**STATED EXERCISE**
From the entries below, copy every line where the string "components" appears.

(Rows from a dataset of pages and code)
───
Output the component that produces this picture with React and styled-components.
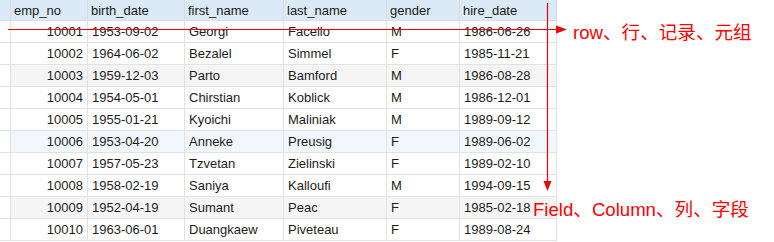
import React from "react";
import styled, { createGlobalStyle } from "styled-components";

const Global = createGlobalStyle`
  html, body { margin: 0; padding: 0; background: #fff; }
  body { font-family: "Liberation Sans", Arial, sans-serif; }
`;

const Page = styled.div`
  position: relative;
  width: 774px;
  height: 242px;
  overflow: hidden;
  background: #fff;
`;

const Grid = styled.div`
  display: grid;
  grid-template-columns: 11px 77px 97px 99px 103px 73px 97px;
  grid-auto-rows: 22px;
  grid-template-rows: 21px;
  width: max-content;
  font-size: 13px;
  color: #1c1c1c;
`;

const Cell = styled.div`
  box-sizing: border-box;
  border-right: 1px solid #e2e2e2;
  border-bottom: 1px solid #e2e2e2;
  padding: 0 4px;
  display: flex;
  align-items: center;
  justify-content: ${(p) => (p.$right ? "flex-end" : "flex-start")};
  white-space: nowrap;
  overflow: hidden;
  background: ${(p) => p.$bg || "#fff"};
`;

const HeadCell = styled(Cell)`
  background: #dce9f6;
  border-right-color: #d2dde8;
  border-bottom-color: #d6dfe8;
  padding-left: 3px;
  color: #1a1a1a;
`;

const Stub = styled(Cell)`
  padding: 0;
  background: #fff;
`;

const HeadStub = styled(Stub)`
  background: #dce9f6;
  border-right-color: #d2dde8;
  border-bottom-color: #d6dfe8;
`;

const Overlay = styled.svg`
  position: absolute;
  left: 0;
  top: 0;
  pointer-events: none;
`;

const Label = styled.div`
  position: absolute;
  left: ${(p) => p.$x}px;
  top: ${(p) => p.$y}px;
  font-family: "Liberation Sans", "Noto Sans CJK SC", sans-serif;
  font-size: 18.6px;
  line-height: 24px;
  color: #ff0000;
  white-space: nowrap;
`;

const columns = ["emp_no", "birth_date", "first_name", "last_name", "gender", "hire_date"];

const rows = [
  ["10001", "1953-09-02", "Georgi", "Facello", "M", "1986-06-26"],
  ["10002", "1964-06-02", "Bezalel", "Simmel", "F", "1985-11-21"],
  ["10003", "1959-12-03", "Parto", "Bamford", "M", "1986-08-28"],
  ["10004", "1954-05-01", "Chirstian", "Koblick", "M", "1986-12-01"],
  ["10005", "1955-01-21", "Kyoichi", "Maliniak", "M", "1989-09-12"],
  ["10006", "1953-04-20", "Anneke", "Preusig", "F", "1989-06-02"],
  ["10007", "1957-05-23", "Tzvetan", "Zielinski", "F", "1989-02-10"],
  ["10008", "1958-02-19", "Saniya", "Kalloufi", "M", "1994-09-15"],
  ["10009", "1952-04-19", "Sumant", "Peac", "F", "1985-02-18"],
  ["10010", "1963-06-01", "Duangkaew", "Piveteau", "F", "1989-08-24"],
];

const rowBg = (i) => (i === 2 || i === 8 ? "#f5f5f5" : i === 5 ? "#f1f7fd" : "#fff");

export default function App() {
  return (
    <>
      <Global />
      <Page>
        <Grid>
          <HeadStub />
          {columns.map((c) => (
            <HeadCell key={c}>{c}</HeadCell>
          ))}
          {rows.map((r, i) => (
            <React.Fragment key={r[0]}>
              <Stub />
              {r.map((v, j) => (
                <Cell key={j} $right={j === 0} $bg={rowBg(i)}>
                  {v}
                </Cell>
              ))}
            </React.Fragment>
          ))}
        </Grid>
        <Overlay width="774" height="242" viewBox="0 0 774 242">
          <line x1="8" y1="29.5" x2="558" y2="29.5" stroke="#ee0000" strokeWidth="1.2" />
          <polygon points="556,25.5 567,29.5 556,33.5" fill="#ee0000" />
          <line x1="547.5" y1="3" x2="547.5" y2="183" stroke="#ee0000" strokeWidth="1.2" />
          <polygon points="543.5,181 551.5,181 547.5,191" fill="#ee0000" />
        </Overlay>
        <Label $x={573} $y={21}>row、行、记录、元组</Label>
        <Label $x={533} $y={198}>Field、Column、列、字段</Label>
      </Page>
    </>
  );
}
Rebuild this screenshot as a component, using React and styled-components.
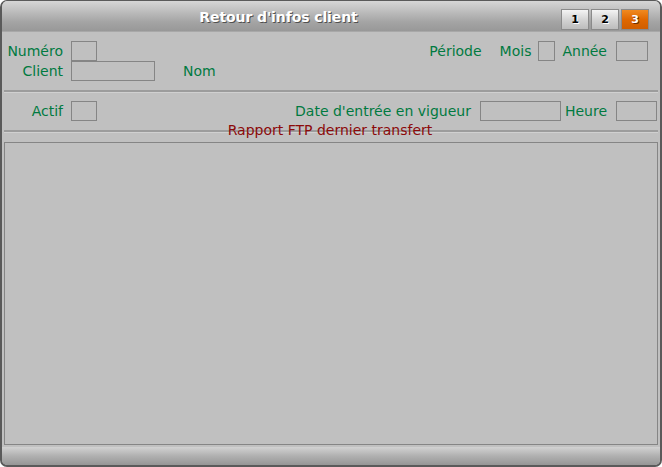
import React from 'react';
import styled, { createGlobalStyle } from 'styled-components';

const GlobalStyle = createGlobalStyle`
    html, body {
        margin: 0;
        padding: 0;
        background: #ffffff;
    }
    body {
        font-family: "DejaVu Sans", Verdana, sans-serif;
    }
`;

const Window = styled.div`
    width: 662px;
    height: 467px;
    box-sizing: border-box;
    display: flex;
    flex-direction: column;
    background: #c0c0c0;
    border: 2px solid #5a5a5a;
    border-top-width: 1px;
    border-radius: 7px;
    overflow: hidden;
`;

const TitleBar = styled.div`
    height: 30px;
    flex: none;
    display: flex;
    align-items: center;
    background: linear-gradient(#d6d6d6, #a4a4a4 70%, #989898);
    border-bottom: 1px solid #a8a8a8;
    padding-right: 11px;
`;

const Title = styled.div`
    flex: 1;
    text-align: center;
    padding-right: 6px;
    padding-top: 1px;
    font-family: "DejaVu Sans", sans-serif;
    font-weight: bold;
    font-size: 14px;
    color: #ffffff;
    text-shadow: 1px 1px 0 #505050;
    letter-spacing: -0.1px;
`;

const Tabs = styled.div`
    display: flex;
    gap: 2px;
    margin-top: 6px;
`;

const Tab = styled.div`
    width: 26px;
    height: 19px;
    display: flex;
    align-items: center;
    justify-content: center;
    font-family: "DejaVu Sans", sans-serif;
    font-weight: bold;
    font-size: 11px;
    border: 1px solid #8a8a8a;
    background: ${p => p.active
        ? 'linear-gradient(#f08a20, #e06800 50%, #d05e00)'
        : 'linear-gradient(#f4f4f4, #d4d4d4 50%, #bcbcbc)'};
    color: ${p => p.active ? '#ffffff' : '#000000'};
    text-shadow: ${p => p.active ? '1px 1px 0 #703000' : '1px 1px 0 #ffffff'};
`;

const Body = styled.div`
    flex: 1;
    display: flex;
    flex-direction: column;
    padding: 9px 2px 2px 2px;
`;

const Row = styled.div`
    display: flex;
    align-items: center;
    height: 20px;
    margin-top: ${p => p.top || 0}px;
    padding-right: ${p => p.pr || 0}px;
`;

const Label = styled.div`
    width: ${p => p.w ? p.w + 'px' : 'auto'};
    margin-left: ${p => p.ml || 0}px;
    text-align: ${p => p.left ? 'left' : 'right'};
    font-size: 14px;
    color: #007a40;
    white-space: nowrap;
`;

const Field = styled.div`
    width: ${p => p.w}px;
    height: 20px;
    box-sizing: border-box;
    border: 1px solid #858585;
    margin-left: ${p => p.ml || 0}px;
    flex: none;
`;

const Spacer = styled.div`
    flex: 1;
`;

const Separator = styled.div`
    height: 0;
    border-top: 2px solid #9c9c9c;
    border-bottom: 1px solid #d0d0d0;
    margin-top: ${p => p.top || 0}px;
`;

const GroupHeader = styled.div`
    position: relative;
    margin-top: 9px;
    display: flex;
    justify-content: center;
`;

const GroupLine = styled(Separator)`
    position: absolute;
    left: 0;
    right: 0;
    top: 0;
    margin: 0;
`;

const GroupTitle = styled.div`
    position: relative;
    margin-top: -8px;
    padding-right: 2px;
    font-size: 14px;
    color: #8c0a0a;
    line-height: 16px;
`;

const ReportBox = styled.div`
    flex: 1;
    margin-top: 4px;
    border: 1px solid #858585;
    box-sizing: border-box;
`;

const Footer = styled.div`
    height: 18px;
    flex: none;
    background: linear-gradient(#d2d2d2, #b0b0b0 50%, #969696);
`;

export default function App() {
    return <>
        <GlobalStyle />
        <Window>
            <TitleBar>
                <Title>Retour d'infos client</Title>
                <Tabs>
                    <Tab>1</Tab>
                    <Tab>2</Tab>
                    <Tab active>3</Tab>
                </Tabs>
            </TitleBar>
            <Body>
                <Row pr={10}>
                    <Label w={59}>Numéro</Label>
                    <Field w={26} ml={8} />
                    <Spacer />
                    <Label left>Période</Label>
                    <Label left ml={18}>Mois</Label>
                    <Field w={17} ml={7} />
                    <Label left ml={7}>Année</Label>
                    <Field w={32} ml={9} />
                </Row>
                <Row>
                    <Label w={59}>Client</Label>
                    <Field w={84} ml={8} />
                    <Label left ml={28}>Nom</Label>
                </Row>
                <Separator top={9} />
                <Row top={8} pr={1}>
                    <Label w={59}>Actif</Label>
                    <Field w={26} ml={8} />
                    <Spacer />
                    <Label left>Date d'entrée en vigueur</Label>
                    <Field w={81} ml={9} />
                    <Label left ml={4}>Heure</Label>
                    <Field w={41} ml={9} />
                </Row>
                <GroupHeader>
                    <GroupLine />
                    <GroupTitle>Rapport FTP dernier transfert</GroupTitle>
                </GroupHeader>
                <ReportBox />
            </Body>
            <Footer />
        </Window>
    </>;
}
───
**WORKED ANSWER**
Output the component that produces this picture with React and styled-components.
import styled, { createGlobalStyle } from "styled-components";
Rebuild this screenshot as a component, using React and styled-components.
import styled, { createGlobalStyle } from 'styled-components';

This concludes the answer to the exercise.